STATED EXERCISE:
Output solely the number of lines containing the string "React".
•••••
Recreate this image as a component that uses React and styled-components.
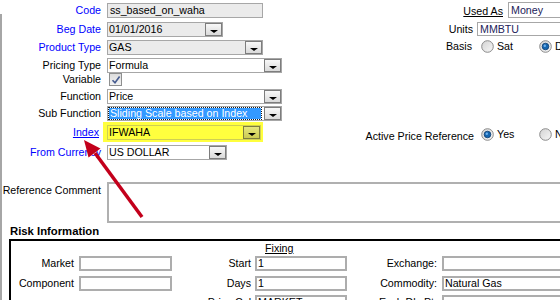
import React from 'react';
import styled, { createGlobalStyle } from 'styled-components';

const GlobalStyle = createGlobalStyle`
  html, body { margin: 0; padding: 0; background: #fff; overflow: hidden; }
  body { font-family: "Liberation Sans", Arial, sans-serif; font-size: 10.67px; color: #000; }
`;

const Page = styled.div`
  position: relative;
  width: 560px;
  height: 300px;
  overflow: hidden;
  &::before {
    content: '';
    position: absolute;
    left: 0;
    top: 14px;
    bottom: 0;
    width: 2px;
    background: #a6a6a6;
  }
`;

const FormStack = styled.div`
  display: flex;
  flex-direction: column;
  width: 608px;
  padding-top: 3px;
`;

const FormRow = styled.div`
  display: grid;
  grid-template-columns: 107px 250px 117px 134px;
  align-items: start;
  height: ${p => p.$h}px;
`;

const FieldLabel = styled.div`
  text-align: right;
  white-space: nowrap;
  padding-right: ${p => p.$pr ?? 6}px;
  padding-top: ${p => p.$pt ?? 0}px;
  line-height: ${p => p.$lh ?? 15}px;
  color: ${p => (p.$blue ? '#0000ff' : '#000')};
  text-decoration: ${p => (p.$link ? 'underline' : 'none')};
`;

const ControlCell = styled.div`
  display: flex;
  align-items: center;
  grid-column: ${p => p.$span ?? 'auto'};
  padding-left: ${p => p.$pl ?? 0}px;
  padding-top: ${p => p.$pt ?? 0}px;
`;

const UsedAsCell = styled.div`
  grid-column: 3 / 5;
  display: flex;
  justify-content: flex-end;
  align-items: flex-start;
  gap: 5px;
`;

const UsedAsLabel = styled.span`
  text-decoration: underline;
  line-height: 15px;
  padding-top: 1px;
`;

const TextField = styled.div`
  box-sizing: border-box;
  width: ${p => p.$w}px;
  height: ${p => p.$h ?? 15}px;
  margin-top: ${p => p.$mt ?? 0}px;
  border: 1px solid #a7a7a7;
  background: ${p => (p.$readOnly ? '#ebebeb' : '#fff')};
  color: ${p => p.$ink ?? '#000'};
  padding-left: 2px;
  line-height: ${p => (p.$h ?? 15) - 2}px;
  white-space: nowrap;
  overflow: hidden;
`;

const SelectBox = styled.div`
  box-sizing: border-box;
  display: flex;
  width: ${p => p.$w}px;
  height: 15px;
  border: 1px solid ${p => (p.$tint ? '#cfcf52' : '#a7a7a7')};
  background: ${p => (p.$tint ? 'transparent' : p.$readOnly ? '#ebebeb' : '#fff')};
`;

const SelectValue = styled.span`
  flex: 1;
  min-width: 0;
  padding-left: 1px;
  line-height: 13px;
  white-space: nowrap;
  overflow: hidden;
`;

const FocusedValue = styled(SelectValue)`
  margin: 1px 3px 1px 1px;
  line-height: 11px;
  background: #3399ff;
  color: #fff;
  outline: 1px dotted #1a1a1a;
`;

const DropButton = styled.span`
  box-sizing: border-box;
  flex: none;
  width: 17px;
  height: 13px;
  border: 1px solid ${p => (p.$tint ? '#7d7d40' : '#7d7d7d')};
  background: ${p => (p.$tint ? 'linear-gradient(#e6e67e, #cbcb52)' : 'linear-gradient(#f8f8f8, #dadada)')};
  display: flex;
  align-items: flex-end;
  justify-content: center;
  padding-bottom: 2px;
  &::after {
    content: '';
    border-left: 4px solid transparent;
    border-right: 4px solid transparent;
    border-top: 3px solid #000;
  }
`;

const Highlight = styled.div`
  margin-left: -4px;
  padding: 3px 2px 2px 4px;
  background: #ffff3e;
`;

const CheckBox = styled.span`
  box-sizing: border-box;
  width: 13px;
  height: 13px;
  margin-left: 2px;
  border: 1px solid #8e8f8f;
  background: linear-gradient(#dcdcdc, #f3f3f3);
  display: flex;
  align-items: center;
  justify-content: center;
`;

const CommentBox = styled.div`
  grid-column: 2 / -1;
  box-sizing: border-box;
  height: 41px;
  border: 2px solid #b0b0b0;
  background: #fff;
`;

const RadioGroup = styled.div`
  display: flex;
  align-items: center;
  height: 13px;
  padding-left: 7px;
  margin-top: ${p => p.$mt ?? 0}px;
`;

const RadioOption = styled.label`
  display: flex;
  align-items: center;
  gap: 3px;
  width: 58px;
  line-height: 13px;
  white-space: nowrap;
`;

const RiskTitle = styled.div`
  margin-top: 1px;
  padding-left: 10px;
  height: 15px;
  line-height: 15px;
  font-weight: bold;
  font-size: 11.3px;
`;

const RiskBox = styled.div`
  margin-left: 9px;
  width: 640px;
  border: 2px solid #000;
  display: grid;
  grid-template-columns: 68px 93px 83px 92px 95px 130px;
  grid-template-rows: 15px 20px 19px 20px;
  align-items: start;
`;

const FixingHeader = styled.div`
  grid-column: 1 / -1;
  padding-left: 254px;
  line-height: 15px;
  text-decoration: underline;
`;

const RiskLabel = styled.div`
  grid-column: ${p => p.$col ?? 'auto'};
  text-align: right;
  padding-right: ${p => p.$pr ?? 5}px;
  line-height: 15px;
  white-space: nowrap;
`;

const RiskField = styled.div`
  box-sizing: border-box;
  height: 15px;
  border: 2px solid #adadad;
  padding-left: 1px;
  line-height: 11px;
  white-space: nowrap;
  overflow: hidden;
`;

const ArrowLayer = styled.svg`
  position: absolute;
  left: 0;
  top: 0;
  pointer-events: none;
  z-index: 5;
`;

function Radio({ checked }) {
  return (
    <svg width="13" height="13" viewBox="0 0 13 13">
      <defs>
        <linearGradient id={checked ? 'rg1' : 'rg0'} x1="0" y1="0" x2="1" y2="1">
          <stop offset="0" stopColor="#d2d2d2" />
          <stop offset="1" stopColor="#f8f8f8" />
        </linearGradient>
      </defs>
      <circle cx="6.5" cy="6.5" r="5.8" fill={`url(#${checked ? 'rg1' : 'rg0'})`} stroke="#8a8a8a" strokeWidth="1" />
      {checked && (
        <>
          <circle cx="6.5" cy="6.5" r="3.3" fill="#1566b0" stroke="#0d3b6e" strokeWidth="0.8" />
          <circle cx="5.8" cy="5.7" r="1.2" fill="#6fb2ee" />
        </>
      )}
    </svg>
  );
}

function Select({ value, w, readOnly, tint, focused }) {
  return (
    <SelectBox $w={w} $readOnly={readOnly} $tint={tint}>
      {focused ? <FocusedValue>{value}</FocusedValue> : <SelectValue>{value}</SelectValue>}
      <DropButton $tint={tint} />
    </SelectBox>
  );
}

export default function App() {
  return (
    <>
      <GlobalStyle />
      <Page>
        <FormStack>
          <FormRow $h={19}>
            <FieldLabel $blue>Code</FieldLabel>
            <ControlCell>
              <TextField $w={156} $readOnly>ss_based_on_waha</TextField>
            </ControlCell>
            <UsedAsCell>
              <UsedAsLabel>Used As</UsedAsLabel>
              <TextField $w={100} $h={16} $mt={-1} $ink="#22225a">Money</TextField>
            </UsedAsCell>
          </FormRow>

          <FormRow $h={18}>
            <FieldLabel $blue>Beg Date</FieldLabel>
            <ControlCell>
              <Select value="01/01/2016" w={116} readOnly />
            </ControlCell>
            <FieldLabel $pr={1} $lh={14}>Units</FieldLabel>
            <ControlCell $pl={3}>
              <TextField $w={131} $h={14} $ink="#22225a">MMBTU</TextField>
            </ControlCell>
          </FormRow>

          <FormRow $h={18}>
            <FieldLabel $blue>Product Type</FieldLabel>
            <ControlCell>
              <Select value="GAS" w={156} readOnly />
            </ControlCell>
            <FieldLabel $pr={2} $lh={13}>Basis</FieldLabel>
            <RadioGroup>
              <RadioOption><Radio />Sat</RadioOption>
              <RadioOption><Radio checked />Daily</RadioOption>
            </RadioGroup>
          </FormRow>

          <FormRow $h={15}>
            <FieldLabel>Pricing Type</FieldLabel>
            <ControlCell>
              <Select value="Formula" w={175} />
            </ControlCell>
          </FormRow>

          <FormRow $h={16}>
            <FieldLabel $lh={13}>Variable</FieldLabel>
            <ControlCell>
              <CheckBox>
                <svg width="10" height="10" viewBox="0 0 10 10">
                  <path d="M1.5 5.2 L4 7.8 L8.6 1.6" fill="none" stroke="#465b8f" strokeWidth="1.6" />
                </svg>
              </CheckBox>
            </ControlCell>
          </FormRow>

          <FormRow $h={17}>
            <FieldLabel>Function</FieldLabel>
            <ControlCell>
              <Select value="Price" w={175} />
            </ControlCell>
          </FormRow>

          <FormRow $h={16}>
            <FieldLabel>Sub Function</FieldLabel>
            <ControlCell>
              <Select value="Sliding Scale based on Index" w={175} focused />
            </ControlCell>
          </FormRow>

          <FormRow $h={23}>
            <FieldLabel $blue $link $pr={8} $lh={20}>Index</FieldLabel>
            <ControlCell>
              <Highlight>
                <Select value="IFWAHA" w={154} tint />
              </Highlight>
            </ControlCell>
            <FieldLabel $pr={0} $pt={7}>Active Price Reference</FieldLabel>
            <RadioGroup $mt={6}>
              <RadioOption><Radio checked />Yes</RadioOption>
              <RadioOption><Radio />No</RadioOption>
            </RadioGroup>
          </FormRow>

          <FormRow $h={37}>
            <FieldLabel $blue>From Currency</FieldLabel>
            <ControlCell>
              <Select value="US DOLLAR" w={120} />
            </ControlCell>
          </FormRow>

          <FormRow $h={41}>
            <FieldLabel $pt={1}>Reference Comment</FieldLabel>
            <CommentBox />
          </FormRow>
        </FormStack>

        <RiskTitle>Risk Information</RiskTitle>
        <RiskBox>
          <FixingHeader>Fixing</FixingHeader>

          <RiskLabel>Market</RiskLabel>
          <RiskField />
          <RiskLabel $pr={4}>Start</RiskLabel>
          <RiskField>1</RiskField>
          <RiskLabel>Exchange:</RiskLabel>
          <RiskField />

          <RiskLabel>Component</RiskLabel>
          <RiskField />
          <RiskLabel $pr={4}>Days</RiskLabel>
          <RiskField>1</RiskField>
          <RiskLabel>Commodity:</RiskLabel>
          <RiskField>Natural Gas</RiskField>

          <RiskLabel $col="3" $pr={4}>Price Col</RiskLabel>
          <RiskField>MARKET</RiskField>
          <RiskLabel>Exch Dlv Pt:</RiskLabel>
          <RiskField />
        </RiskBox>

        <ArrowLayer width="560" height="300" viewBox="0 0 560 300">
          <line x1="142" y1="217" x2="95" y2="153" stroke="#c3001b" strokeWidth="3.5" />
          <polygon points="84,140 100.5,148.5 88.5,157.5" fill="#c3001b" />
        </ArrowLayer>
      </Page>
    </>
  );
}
•••••
THE COMPLETED TASK:
2